Using the listing below, retype only the lines from the line with "Clone this screenshot in HTML and CSS." through the end, both ends included, and exclude the pictures.
— BEGIN —
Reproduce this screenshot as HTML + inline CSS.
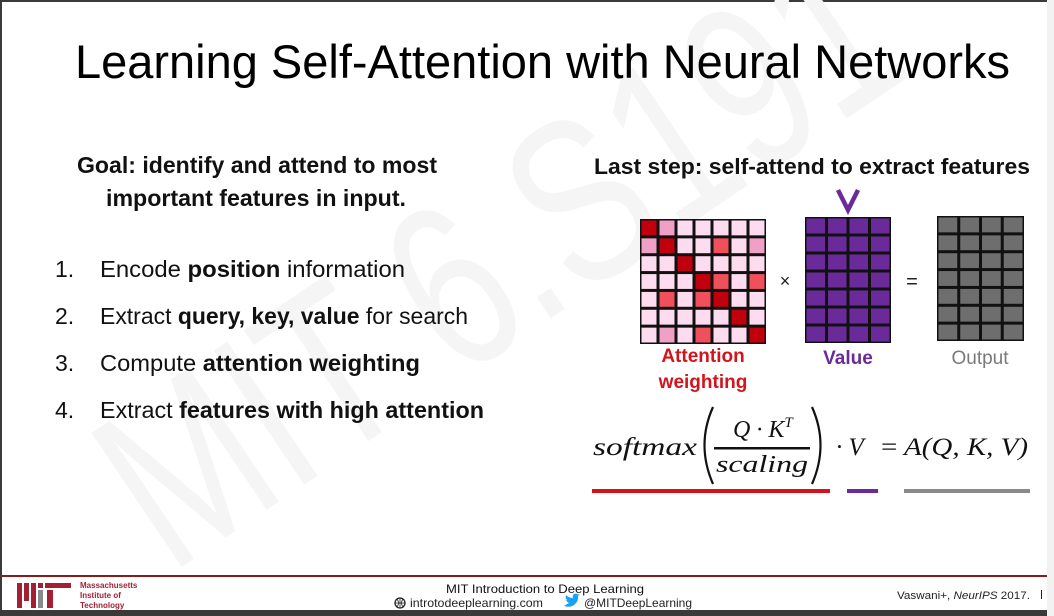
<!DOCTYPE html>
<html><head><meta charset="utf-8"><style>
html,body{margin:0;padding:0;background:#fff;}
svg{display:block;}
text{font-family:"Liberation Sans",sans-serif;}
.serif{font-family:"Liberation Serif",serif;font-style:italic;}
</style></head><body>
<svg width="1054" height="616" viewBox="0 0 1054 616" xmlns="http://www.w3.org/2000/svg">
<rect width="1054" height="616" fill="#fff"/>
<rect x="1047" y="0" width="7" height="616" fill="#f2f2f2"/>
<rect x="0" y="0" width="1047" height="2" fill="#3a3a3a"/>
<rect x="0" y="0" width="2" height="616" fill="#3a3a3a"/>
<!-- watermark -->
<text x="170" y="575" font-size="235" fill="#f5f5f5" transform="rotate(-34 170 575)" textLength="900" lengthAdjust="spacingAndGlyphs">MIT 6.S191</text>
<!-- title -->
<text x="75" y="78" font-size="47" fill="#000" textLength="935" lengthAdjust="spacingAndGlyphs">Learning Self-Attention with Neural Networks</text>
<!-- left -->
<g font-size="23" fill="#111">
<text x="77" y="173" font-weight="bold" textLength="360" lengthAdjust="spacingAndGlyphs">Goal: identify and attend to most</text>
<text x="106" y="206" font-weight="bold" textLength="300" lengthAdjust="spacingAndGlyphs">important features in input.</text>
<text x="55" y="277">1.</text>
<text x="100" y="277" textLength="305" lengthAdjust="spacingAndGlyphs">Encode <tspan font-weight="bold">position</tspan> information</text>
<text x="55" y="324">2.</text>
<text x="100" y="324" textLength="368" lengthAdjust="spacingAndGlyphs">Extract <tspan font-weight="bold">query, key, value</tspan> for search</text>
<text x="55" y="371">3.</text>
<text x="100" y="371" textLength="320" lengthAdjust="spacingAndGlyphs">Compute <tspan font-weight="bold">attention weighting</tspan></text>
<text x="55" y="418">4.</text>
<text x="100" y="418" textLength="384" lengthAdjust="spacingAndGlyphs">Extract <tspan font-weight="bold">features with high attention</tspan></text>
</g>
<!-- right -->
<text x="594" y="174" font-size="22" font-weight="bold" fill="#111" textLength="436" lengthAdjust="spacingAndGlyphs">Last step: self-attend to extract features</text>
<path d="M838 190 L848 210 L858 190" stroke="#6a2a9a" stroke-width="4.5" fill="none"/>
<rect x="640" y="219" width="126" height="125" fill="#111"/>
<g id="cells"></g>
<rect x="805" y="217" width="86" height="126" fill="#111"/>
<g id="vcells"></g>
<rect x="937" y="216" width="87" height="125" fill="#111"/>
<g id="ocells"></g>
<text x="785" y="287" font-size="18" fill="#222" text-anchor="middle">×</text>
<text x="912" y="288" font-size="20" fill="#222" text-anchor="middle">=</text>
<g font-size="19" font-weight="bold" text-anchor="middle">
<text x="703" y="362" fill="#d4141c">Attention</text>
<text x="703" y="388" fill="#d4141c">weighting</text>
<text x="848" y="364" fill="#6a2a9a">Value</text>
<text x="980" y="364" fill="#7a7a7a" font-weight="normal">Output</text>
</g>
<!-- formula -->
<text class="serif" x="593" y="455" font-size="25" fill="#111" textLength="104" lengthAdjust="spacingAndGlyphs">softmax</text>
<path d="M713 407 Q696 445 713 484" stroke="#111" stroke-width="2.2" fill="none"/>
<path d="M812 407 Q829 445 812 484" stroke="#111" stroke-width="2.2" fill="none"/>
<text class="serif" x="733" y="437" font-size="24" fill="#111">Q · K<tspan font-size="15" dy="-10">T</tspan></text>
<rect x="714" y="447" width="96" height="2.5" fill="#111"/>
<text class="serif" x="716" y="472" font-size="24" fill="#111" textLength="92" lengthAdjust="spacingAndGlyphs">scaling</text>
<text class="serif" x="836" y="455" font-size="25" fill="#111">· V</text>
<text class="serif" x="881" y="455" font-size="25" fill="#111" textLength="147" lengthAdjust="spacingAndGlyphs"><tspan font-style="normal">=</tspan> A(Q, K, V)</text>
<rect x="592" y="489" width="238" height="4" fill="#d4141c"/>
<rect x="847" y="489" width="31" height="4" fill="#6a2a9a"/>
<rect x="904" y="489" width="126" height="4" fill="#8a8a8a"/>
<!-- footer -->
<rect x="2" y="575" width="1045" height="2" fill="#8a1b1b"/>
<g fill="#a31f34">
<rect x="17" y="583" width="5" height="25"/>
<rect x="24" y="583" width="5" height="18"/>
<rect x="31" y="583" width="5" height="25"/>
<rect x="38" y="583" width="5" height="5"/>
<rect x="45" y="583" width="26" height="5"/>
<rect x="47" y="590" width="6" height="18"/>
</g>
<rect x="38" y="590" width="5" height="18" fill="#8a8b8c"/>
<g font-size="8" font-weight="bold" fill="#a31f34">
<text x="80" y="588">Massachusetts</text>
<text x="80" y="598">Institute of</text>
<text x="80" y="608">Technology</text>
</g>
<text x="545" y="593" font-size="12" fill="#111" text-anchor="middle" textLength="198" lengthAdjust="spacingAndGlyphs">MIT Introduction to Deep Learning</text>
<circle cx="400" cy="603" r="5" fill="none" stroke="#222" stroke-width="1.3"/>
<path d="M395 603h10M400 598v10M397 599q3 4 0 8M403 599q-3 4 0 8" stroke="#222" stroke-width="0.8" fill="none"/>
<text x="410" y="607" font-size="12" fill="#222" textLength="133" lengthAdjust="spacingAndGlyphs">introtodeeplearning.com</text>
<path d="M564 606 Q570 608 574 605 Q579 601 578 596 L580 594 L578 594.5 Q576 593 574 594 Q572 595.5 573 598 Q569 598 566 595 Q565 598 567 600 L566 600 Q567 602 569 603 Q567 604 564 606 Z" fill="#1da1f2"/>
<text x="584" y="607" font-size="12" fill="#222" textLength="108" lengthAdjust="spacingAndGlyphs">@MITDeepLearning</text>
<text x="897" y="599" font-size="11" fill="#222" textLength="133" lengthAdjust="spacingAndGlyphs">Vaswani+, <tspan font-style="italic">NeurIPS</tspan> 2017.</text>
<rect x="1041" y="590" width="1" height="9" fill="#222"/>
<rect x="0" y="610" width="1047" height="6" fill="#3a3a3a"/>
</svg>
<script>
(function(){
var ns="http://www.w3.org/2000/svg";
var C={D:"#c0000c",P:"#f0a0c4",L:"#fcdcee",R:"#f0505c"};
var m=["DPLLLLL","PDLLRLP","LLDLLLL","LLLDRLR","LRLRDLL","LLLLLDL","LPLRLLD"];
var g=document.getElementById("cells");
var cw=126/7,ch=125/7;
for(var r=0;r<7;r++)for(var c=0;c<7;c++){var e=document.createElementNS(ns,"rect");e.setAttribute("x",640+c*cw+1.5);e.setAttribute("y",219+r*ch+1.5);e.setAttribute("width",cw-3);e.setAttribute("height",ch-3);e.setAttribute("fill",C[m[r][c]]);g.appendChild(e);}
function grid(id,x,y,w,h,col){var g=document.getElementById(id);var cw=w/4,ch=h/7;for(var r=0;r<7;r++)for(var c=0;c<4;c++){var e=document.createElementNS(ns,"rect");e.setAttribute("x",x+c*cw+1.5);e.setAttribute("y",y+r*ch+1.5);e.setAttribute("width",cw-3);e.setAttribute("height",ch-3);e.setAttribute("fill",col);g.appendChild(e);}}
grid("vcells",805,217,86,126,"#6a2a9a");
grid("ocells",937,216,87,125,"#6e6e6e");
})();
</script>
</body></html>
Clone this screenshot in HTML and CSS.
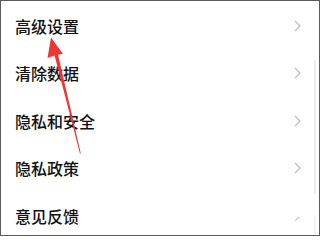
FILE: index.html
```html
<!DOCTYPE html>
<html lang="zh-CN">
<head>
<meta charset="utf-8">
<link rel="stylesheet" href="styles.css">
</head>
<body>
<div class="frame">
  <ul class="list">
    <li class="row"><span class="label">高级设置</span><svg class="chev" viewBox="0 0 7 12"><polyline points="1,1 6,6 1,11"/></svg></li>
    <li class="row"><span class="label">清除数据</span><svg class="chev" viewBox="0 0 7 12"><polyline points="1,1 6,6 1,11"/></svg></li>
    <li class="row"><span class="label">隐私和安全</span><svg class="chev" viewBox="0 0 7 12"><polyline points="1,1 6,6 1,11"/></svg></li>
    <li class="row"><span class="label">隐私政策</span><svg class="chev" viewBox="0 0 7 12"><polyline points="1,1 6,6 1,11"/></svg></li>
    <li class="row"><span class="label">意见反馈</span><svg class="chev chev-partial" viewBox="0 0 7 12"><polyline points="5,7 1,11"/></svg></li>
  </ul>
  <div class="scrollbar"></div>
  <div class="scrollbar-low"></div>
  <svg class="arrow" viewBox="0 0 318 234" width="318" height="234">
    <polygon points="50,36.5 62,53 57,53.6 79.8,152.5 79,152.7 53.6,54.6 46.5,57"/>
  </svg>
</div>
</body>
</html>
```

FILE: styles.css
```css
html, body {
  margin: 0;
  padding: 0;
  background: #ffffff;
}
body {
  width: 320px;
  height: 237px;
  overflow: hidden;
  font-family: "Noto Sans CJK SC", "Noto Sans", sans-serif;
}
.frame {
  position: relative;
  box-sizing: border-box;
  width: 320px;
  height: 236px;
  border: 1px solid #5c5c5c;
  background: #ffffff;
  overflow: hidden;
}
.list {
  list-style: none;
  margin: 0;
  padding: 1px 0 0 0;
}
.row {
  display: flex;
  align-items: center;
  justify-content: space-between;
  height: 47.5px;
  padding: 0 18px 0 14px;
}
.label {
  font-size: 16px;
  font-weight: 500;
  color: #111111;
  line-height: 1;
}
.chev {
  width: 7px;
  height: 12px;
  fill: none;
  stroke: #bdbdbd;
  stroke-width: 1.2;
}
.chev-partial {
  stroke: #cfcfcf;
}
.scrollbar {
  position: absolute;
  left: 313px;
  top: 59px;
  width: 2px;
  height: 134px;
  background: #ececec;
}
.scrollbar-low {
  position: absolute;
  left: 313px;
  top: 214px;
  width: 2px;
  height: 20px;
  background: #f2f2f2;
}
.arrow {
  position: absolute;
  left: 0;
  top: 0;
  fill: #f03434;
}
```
— END —
▸ **Response for this exercise**
Clone this screenshot in HTML and CSS.
FILE: index.html
```html
<!DOCTYPE html>
<html lang="zh-CN">
<head>
<meta charset="utf-8">
<link rel="stylesheet" href="styles.css">
</head>
<body>
<div class="frame">
  <ul class="list">
    <li class="row"><span class="label">高级设置</span><svg class="chev" viewBox="0 0 7 12"><polyline points="1,1 6,6 1,11"/></svg></li>
    <li class="row"><span class="label">清除数据</span><svg class="chev" viewBox="0 0 7 12"><polyline points="1,1 6,6 1,11"/></svg></li>
    <li class="row"><span class="label">隐私和安全</span><svg class="chev" viewBox="0 0 7 12"><polyline points="1,1 6,6 1,11"/></svg></li>
    <li class="row"><span class="label">隐私政策</span><svg class="chev" viewBox="0 0 7 12"><polyline points="1,1 6,6 1,11"/></svg></li>
    <li class="row"><span class="label">意见反馈</span><svg class="chev chev-partial" viewBox="0 0 7 12"><polyline points="5,7 1,11"/></svg></li>
  </ul>
  <div class="scrollbar"></div>
  <div class="scrollbar-low"></div>
  <svg class="arrow" viewBox="0 0 318 234" width="318" height="234">
    <polygon points="50,36.5 62,53 57,53.6 79.8,152.5 79,152.7 53.6,54.6 46.5,57"/>
  </svg>
</div>
</body>
</html>
```

FILE: styles.css
```css
html, body {
  margin: 0;
  padding: 0;
  background: #ffffff;
}
body {
  width: 320px;
  height: 237px;
  overflow: hidden;
  font-family: "Noto Sans CJK SC", "Noto Sans", sans-serif;
}
.frame {
  position: relative;
  box-sizing: border-box;
  width: 320px;
  height: 236px;
  border: 1px solid #5c5c5c;
  background: #ffffff;
  overflow: hidden;
}
.list {
  list-style: none;
  margin: 0;
  padding: 1px 0 0 0;
}
.row {
  display: flex;
  align-items: center;
  justify-content: space-between;
  height: 47.5px;
  padding: 0 18px 0 14px;
}
.label {
  font-size: 16px;
  font-weight: 500;
  color: #111111;
  line-height: 1;
}
.chev {
  width: 7px;
  height: 12px;
  fill: none;
  stroke: #bdbdbd;
  stroke-width: 1.2;
}
.chev-partial {
  stroke: #cfcfcf;
}
.scrollbar {
  position: absolute;
  left: 313px;
  top: 59px;
  width: 2px;
  height: 134px;
  background: #ececec;
}
.scrollbar-low {
  position: absolute;
  left: 313px;
  top: 214px;
  width: 2px;
  height: 20px;
  background: #f2f2f2;
}
.arrow {
  position: absolute;
  left: 0;
  top: 0;
  fill: #f03434;
}
```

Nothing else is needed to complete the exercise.